In that moment, the manual flying skill either exists at the level required or it does not. There is no warm-up period. There is no opportunity to practise before the situation demands the skill in earnest. The crew is flying the aircraft manually, managing a non-normal, and the task sequencing challenge described above is now operating in the least forgiving environment it can occupy.
This is the core argument for maintaining manual flying currency as a professional discipline — not for its own sake, not as a preference, but because the MEL keeps the possibility open and the operation demands the readiness. The skill maintained through deliberate practice in benign conditions is the skill available in adverse ones.
The MEL does not care about currency. The situation that demands manual flight will not ask whether you have practised recently. The answer to that question was decided on every previous sector.
Optimum Performance Under Manual Control
The behaviour specifies optimum operational performance — not simply adequate performance, not just keeping the aircraft within limits, but performance that is optimised for the operational context.
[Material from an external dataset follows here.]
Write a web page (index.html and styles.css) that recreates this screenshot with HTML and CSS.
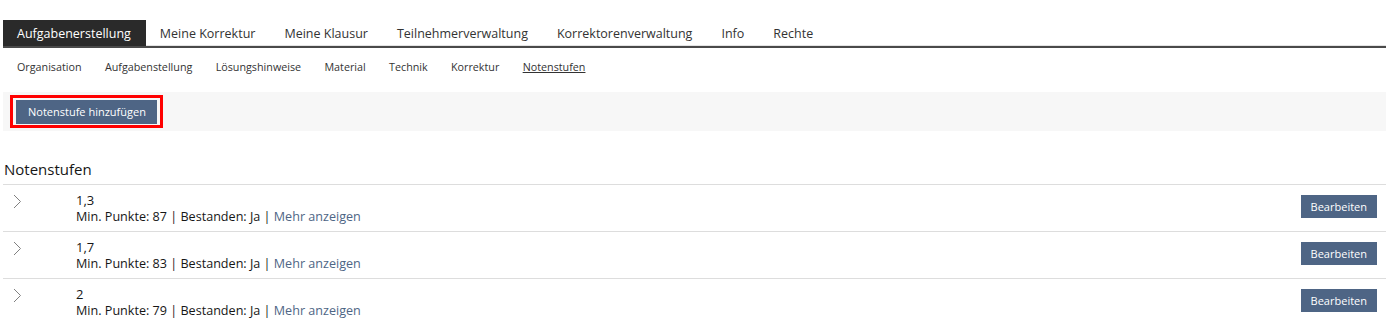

In manual flight, that standard requires the energy management skills that automation ordinarily handles automatically: understanding how the aircraft's speed and altitude interact as power is managed, anticipating how the profile will track against upcoming constraints, recognising when the current trajectory will not meet the required crossing restriction and making the correction early enough to do it smoothly.
Optimum performance under manual control looks effortless from the outside for the same reason that automation management does — because the pilot is ahead of the aircraft, not reacting to it. The corrections are small because the deviations are caught early. The energy state arrives at constraints because it was managed from further back. The tasks are handled because the pilot flying is not saturated by the demands of the path itself. That is the standard this behaviour points towards — and it is only achievable when the underlying manual skill is genuinely current.